Monday, September 08, 2008

Oh, sorry dad, got something better to do...

In every election parties have a 'family value' ad that portrays their candidate as a family man/woman. In the last election, we saw Stephen Harper playing with his young children. And now, we are seeing him in an ad called 'Family is Everything' telling us about how he plays card games and go to the movies with his son despite his now teenage son's increasing reluctance. This is very nice, very 50's, very warm and fuzzy. Harper even looks the part, a little awkward, a little amateur-actor-ish. This sort of things must be useful or they wouldn't be bring it out every election. I am not sure though this has much relevance in an election. It is about value, they, particularly the parties on the right, would say. What kind of value it it? If we take the ads as the honest truth, we learn that the candidate love his family and want to do right by them. That is very nice indeed. But what does it have to do with being a prime minister or a president? It is safe to assume that all the candidates, and indeed most people with family, do love their family and want to do right by them.

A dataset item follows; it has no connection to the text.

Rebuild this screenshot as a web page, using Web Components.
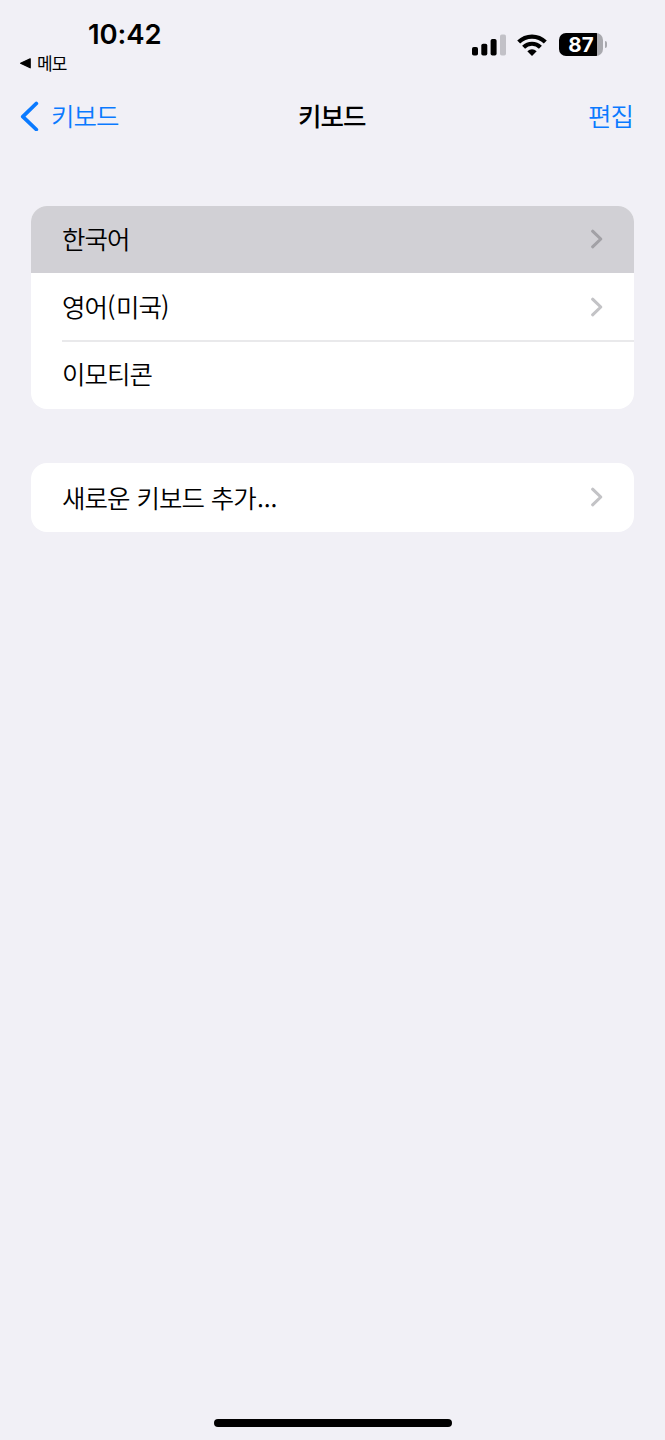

It would indeed be an insult to suggest otherwise without convincing evident. If we were Confucian and believe in a paternal political system, then this 'good-father-ness' is important. I would to think that we don't think about our elected officeholders as or want them to be, our fathers. We want them to work for us, not to feed us, to entertain us or to discipline us. If he is the best father on earth but useless as a politician, I have no use for him in office. If he is a good politician but is found wanting as a father, his paternal shortcomings are none of my business. To evaluate a Prime Minister, I have but one question, what is he/she going to do to/for our country as a whole. What kind of family he/she has, or even if he/she has a family, is not something I care about. But then we have trained to value the warm and fuzzy over the complexity of reasoning. Now that we have Harper's family ad, Dion's and Layton's can't be far behind, and we can just sit and watch some very lovely and comfortable wool being pulled over our eyes.